Despite the notable absence of US gravel talent at worlds this weekend (not to mention the fact that it’s not being held on American soil), I also think it’s worth pausing for a minute to consider what our own role in how things are — and aren’t —going down in Italy this weekend.
What I mean is, if we effectively chose not to participate in gravel worlds by refusing to help craft the event, host it, or even make it socially acceptable to want to race it, wasn’t it inevitable that someone else would write the script — and probably get it wrong?
Sure, who knows if the UCI would have listened if we said that men and women race the same distance or that courses should be technical and dynamic and include some random singletrack and water crossings. They may not have liked the course that Katerina Nash was helping design out in California.
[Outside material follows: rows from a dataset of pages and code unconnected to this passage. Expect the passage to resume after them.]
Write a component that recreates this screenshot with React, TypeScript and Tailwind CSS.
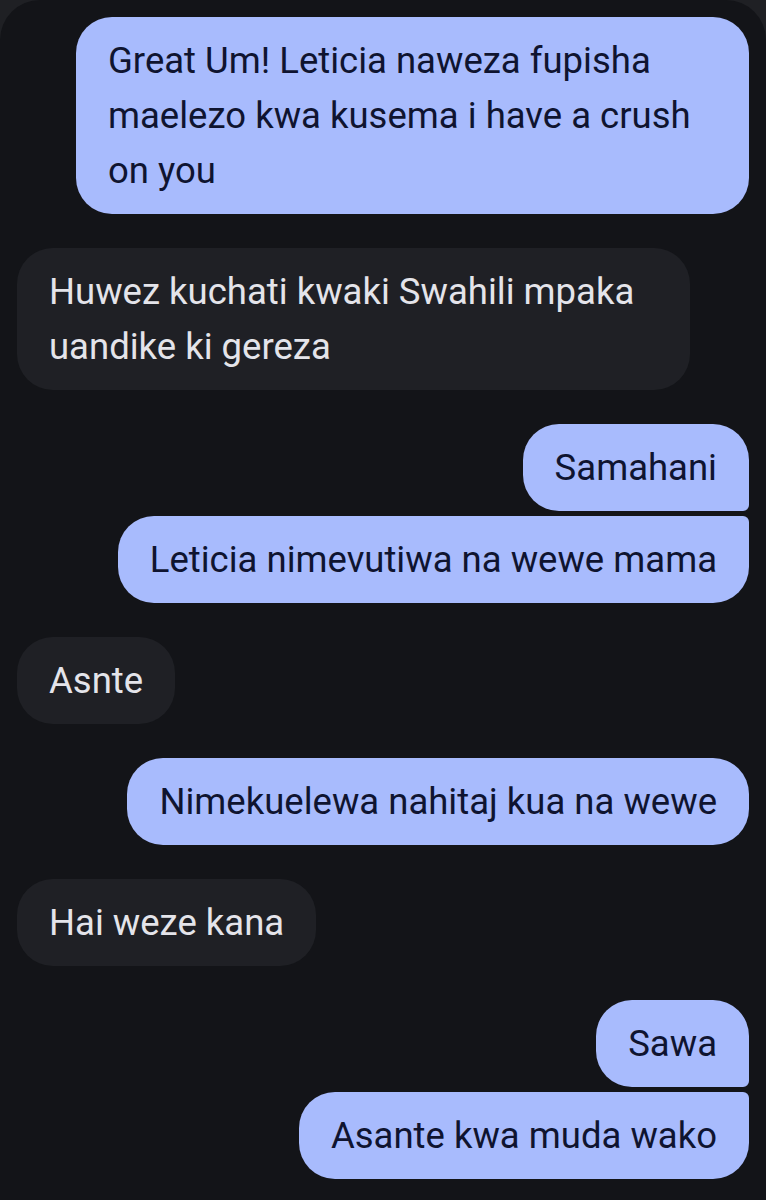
import React from 'react'
import clsx from 'clsx'

type Msg = { text: string; sent: boolean; tail?: 'top' | 'bottom' }

const groups: Msg[][] = [
  [{ text: 'Great Um! Leticia naweza fupisha maelezo kwa kusema i have a crush on you', sent: true }],
  [{ text: 'Huwez kuchati kwaki Swahili mpaka uandike ki gereza', sent: false }],
  [
    { text: 'Samahani', sent: true, tail: 'bottom' },
    { text: 'Leticia nimevutiwa na wewe mama', sent: true, tail: 'top' },
  ],
  [{ text: 'Asnte', sent: false }],
  [{ text: 'Nimekuelewa nahitaj kua na wewe', sent: true }],
  [{ text: 'Hai weze kana', sent: false }],
  [
    { text: 'Sawa', sent: true, tail: 'bottom' },
    { text: 'Asante kwa muda wako', sent: true, tail: 'top' },
  ],
]

const Bubble: React.FC<{ msg: Msg }> = ({ msg }) => (
  <div
    className={clsx(
      'max-w-[673px] rounded-[36px] px-8 py-4 text-[36.5px] leading-[55px]',
      msg.sent ? 'self-end bg-[#a8bbfd] text-[#0f1430]' : 'self-start bg-[#1f2025] text-[#e4e4ea]',
      msg.tail === 'bottom' && 'rounded-br-[6px]',
      msg.tail === 'top' && 'rounded-tr-[6px]'
    )}
  >
    {msg.text}
  </div>
)

export default function App() {
  return (
    <div className="bg-[#1f2024] w-[766px] h-[1200px] overflow-hidden" style={{ fontFamily: 'Roboto, "Noto Sans", sans-serif' }}>
      <div className="h-full rounded-t-[40px] bg-[#131418] px-[17px] pt-[17px] flex flex-col gap-[34px]">
        {groups.map((g, i) => (
          <div key={i} className="flex flex-col gap-[5px]">
            {g.map((m, j) => (
              <Bubble key={j} msg={m} />
            ))}
          </div>
        ))}
      </div>
    </div>
  )
}
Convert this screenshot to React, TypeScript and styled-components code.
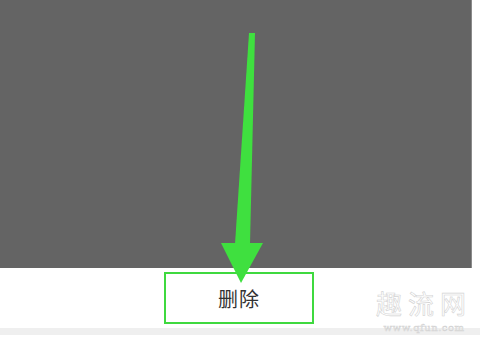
import React from 'react';
import styled, { createGlobalStyle } from 'styled-components';

const GlobalStyle = createGlobalStyle`
  html, body {
    margin: 0;
    padding: 0;
    background: #ffffff;
    font-family: "Noto Sans CJK SC", "Noto Sans", sans-serif;
  }
`;

const Page = styled.div`
  position: relative;
  width: 480px;
  height: 346px;
  overflow: hidden;
  background: #ffffff;
`;

const Screen = styled.div`
  width: 472px;
  height: 268px;
  background: #646464;
  border-right: 1px solid #8a8a8a;
  box-sizing: border-box;
`;

const Sheet = styled.div`
  display: flex;
  flex-direction: column;
`;

const ButtonRow = styled.div`
  display: flex;
  padding: 4px 0 0 164px;
`;

const DeleteButton = styled.div`
  width: 150px;
  height: 52px;
  box-sizing: border-box;
  border: 2px solid #3fd93f;
  display: flex;
  align-items: center;
  justify-content: center;
  font-size: 20px;
  color: #333333;
  letter-spacing: 1px;
`;

const Band = styled.div`
  margin-top: 4px;
  height: 7px;
  background: #efefef;
`;

const Arrow = styled.svg`
  position: absolute;
  left: 0;
  top: 0;
  pointer-events: none;
`;

const Watermark = styled.div`
  position: absolute;
  right: 8px;
  top: 287px;
  display: flex;
  flex-direction: column;
  align-items: center;
  gap: 3px;
  color: #ffffff;
  -webkit-text-stroke: 0.6px #d4d4d4;
`;

const MarkTitle = styled.span`
  font-size: 26px;
  line-height: 32px;
  letter-spacing: 6px;
`;

const MarkUrl = styled.span`
  font-family: "DejaVu Serif", serif;
  font-size: 10px;
  line-height: 12px;
  letter-spacing: 0.5px;
`;

export default function App() {
  return (
    <Page>
      <GlobalStyle />
      <Screen />
      <Sheet>
        <ButtonRow>
          <DeleteButton>删除</DeleteButton>
        </ButtonRow>
        <Band />
      </Sheet>
      <Watermark>
        <MarkTitle>趣流网</MarkTitle>
        <MarkUrl>www.qfun.com</MarkUrl>
      </Watermark>
      <Arrow width="480" height="346" viewBox="0 0 480 346">
        <polygon points="249,33 255,33 250,244 235,244" fill="#3fe03f" />
        <polygon points="221,243 263,243 241,283" fill="#3fe03f" />
      </Arrow>
    </Page>
  );
}
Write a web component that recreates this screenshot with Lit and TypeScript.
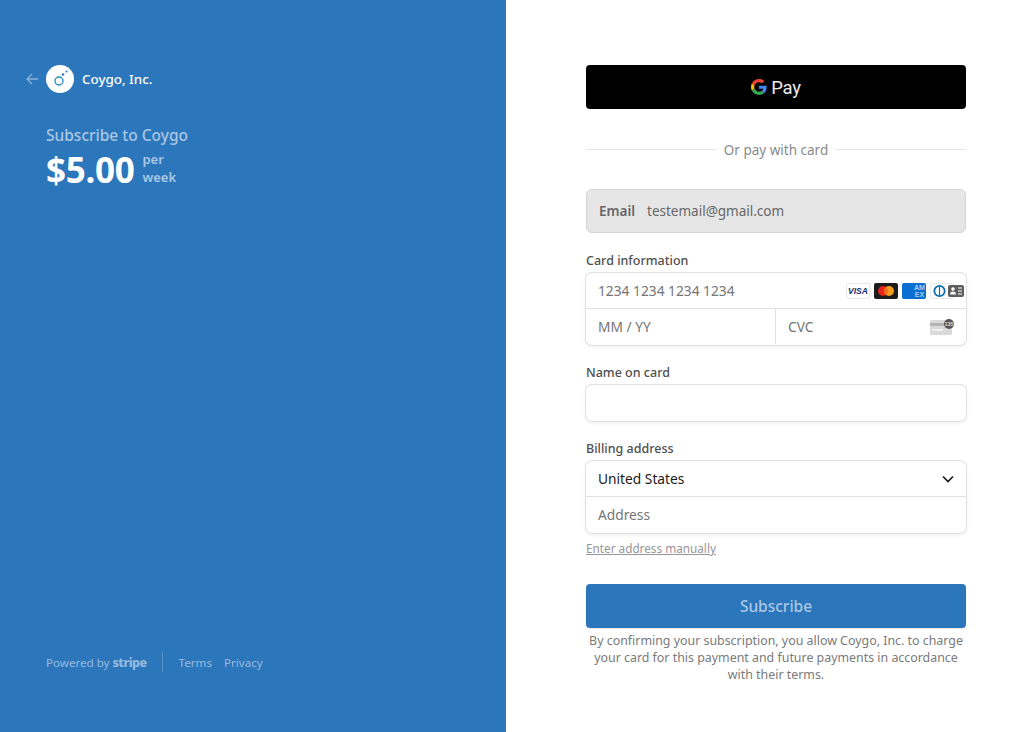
import { LitElement, html, css } from "lit";
import { customElement } from "lit/decorators.js";

@customElement("app-root")
export class AppRoot extends LitElement {
  static styles = css`
    :host { display: block; width: 1012px; height: 732px; overflow: hidden; font-family: "Noto Sans", "Open Sans", sans-serif; background: #fff; }
    * { box-sizing: border-box; }
    .page { display: flex; height: 732px; }
    .left { width: 506px; flex: none; background: #2c76bc; padding: 65px 0 60px 26px; display: flex; flex-direction: column; }
    .brand { display: flex; align-items: center; height: 28px; }
    .back { width: 12px; height: 12px; margin-right: 8px; display: block; }
    .logo { width: 28px; height: 28px; border-radius: 50%; background: #fff; display: flex; align-items: center; justify-content: center; margin-right: 8px; }
    .company { color: #fff; font-size: 13.4px; font-weight: 500; }
    .summary { margin: 32px 0 0 20px; }
    .sub { color: rgba(255,255,255,.6); font-size: 15.5px; font-weight: 500; line-height: 20px; }
    .price { display: flex; align-items: center; margin-top: 6px; }
    .amount { color: #fff; font-size: 35px; font-weight: 700; line-height: 38px; letter-spacing: -.3px; }
    .per { color: rgba(255,255,255,.6); font-size: 13px; font-weight: 600; line-height: 18.5px; margin: -4px 0 0 8px; }
    .foot { margin: auto 0 0 20px; display: flex; align-items: center; font-size: 11.6px; color: rgba(255,255,255,.5); height: 20px; }
    .stripe { font-weight: 800; font-size: 12.5px; margin-left: 3px; letter-spacing: -.5px; }
    .sep { width: 1px; height: 20px; background: rgba(255,255,255,.2); margin: 0 16px 0 15px; }
    .foot .link { margin-right: 12px; }

    .right { flex: 1; padding: 65px 0 0 80px; }
    .form { width: 380px; }
    .gpay { height: 44px; border-radius: 4px; background: #000; display: flex; align-items: center; justify-content: center; gap: 4px; color: #fff; }
    .gpay span { font-family: "Roboto", sans-serif; font-size: 18.5px; line-height: 24px; font-weight: 400; color: #eaeaea; letter-spacing: -.3px; padding-top: 1px; }
    .or { display: flex; align-items: center; gap: 8px; margin-top: 29px; height: 22px; color: #8a8a8a; font-size: 13.5px; }
    .or i { flex: 1; height: 1px; background: #e6e6e6; }
    .or span { padding-top: 2px; }
    .email { margin-top: 29px; height: 44px; border-radius: 6px; border: 1px solid #d4d4d4; background: #e6e6e6; display: flex; align-items: center; padding: 0 12px 1px; font-size: 13.5px; color: #666; }
    .email b { font-weight: 600; margin-right: 12px; }
    .label { font-size: 12.5px; font-weight: 500; color: #4f4f4f; line-height: 18px; margin-top: 19px; }
    .group { border-radius: 6px; box-shadow: 0 0 0 1px #e0e0e0, 0 2px 4px rgba(0,0,0,.07); background: #fff; margin: 3px 0 0; }
    .row { display: flex; align-items: center; height: 35px; padding: 0 12px; font-size: 13.75px; color: #757575; position: relative; }
    .row + .row { border-top: 1px solid #e0e0e0; height: 37px; padding-bottom: 1px; }
    .dark { color: #1a1a1a; justify-content: space-between; }
    .split { padding: 0; }
    .split > div { display: flex; align-items: center; height: 100%; padding: 0 12px; justify-content: space-between; }
    .split > div:first-child { width: 189px; }
    .split > div + div { flex: 1; border-left: 1px solid #e0e0e0; }
    .cards { position: absolute; right: 2px; top: 10px; display: flex; gap: 4px; }
    .cards svg { display: block; }
    .card-text { font-family: "Liberation Sans", sans-serif; font-weight: 700; }
    .diners { margin-right: -10px; }
    .overlay { position: relative; }
    .single { height: 36px; }
    .manual { margin-top: 7px; font-size: 11.75px; color: #969696; text-decoration: underline; line-height: 16px; }
    .btn { margin-top: 28px; height: 44px; border-radius: 4px; background: #2c76bc; color: rgba(255,255,255,.6); display: flex; align-items: center; justify-content: center; font-size: 15.5px; font-weight: 500; box-shadow: 0 1px 2px rgba(0,0,0,.1); }
    .terms { margin-top: 4px; text-align: center; font-size: 12.4px; line-height: 17px; color: #7a7a7a; }
  `;

  render() {
    return html`<div class="page">
      <div class="left">
        <div class="brand">
          <svg class="back" viewBox="0 0 12 12" fill="none" stroke="rgba(255,255,255,.45)" stroke-width="1.3"><path d="M12 6H1M6 1L1 6l5 5"/></svg>
          <div class="logo"><svg width="28" height="28" viewBox="0 0 28 28"><circle cx="13" cy="16" r="4" fill="none" stroke="#2c8fc4" stroke-width="1.4"/><circle cx="17" cy="9.500" r="1.300" fill="#2c76bc"/><circle cx="20.500" cy="6.500" r="1" fill="#2c76bc"/></svg></div>
          <div class="company">Coygo, Inc.</div>
        </div>
        <div class="summary">
          <div class="sub">Subscribe to Coygo</div>
          <div class="price"><div class="amount">$5.00</div><div class="per">per<br />week</div></div>
        </div>
        <div class="foot">Powered by <span class="stripe">stripe</span><i class="sep"></i><span class="link">Terms</span><span class="link">Privacy</span></div>
      </div>
      <div class="right"><div class="form">
        <div class="gpay">
          <svg width="16" height="16" viewBox="0 0 48 48"><path fill="#EA4335" d="M24 9.500c3.500 0 6.700 1.200 9.200 3.600l6.900-6.900C35.900 2.400 30.500 0 24 0 14.600 0 6.500 5.400 2.600 13.200l8 6.200C12.500 13.700 17.800 9.500 24 9.500z"/><path fill="#4285F4" d="M47 24.500c0-1.600-.1-3.100-.4-4.500H24v9h13c-.6 3-2.300 5.500-4.800 7.200l7.700 6C44.400 38 47 31.800 47 24.500z"/><path fill="#FBBC05" d="M10.500 28.600c-.5-1.400-.8-3-.8-4.600s.3-3.200.8-4.600l-8-6.200C.9 16.400 0 20.100 0 24s.9 7.600 2.600 10.800l7.900-6.200z"/><path fill="#34A853" d="M24 48c6.500 0 11.900-2.100 15.900-5.800l-7.700-6c-2.200 1.400-4.900 2.300-8.200 2.300-6.200 0-11.500-4.200-13.400-9.900l-8 6.200C6.500 42.600 14.600 48 24 48z"/></svg>
          <span>Pay</span>
        </div>
        <div class="or"><i></i><span>Or pay with card</span><i></i></div>
        <div class="email"><b>Email</b>testemail@gmail.com</div>
        <div class="label">Card information</div>
        <div class="group">
          <div class="row">1234 1234 1234 1234
            <div class="cards">
              <svg width="24" height="16" viewBox="0 0 24 16"><rect x=".5" y=".5" width="23" height="15" rx="1.500" fill="#fff" stroke="#e8e8e8"/><text class="card-text" x="12" y="11" text-anchor="middle" font-size="8.500" font-style="italic" fill="#1a2a6c">VISA</text></svg>
              <svg width="24" height="16" viewBox="0 0 24 16"><rect width="24" height="16" rx="2" fill="#1c1c1c"/><circle cx="9" cy="8" r="5" fill="#e5231b"/><circle cx="15" cy="8" r="5" fill="#f59e1e"/><path d="M12 4a5 5 0 0 1 0 8 5 5 0 0 1 0-8z" fill="#f26a1b"/></svg>
              <svg width="24" height="16" viewBox="0 0 24 16"><rect width="24" height="16" rx="2" fill="#0a6fd0"/><text class="card-text" x="17.500" y="7" text-anchor="middle" font-size="7" fill="#a9cdf0">AM</text><text class="card-text" x="17.500" y="13.500" text-anchor="middle" font-size="7" fill="#a9cdf0">EX</text></svg>
              <svg class="diners" width="24" height="16" viewBox="0 0 24 16"><rect x=".5" y=".5" width="23" height="15" rx="1.500" fill="#fff" stroke="#e8e8e8"/><circle cx="9.500" cy="8" r="5.200" fill="none" stroke="#0b6fb5" stroke-width="1.800"/><path d="M9.500 3.500v9" stroke="#0b6fb5" stroke-width="1.200"/></svg>
              <svg class="overlay" width="16" height="16" viewBox="0 0 16 16"><rect y="2" width="16" height="12" rx="2" fill="#5e5e5e"/><circle cx="5" cy="6" r="1.800" fill="#fff"/><path d="M2 11.500c0-2 1.300-3 3-3s3 1 3 3z" fill="#fff"/><path d="M10 5h4M10 8h4M10 11h4" stroke="#fff" stroke-width="1.200"/></svg>
            </div>
          </div>
          <div class="row split">
            <div>MM / YY</div>
            <div>CVC
              <svg width="24" height="16" viewBox="0 0 24 16"><rect y="1" width="22" height="15" rx="1.500" fill="#dadada"/><rect y="4" width="22" height="3" fill="#b4b4b4"/><rect x="2" y="10" width="11" height="2" fill="#f2f2f2"/><circle cx="19" cy="5" r="5" fill="#555"/><text class="card-text" x="19" y="7" text-anchor="middle" font-size="5.500" fill="#ddd">135</text></svg>
            </div>
          </div>
        </div>
        <div class="label">Name on card</div>
        <div class="group"><div class="row single"></div></div>
        <div class="label">Billing address</div>
        <div class="group">
          <div class="row dark">United States
            <svg width="12" height="8" viewBox="0 0 12 8" fill="none" stroke="#1a1a1a" stroke-width="1.700"><path d="M1 1.500l5 5 5-5"/></svg>
          </div>
          <div class="row">Address</div>
        </div>
        <div class="manual">Enter address manually</div>
        <div class="btn">Subscribe</div>
        <div class="terms">By confirming your subscription, you allow Coygo, Inc. to charge your card for this payment and future payments in accordance with their terms.</div>
      </div></div>
    </div>`;
  }
}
But on the other hand, maybe they would have listened. No one denies that gravel racing has flourished in the United States.
So now we’re standing on the sidelines, paying just enough attention to talk shit. I don’t think it’s the most thoughtful approach.

Instead of blaming and shaming, we should take a deep breath. As much as I wish this race looked more like Unbound or BWR or Grinduro, it just doesn’t. In fact, the UCI borrowed the script for gravel worlds from Gran Fondo. As disappointing as that may be, we don’t need to feel threatened or defensive — Big Sugar Gravel will be here in no time, with its shakeout rides and brewery aid station and pros racing very fast at the front (remember— we already have our own problems).
Hey, we might even learn something from UCI worlds if we’re willing — I know I’m not the only one who’s excited to see women racing together — and maybe the event will evolve to be more representative of gravel ‘as we know it’ in the future.
More than that, I just suggest that we broaden our way of thinking. To be willing to consider UCI gravel worlds and Gravel Worlds with a ‘two things can be true at once’ approach. Especially if the world champs becomes an actual gravel race, with actual gravel pros racing on actual gravel courses. Wouldn’t that be neat for some people? If a gravel world championship could be yet another way to inspire young riders to get on bikes and pursue professional cycling?
After all, that’s what LdC, Sturmy, Lauren, Emily, and Holly are doing. So, let’s holler like hell for them this weekend. And for our gravel buds representing other countries, like Lachlan Morton and Sofia.
And definitely for the Rane Roattas.
Because my suspicion is that if someone comes home with a new jersey next week, cheers will ring out over social media. Better yet, I hope we’ll roll out the rainbow striped carpet for him or her at all of our own gravel races, even if — especially if — the UCI tries to tell us that we can’t.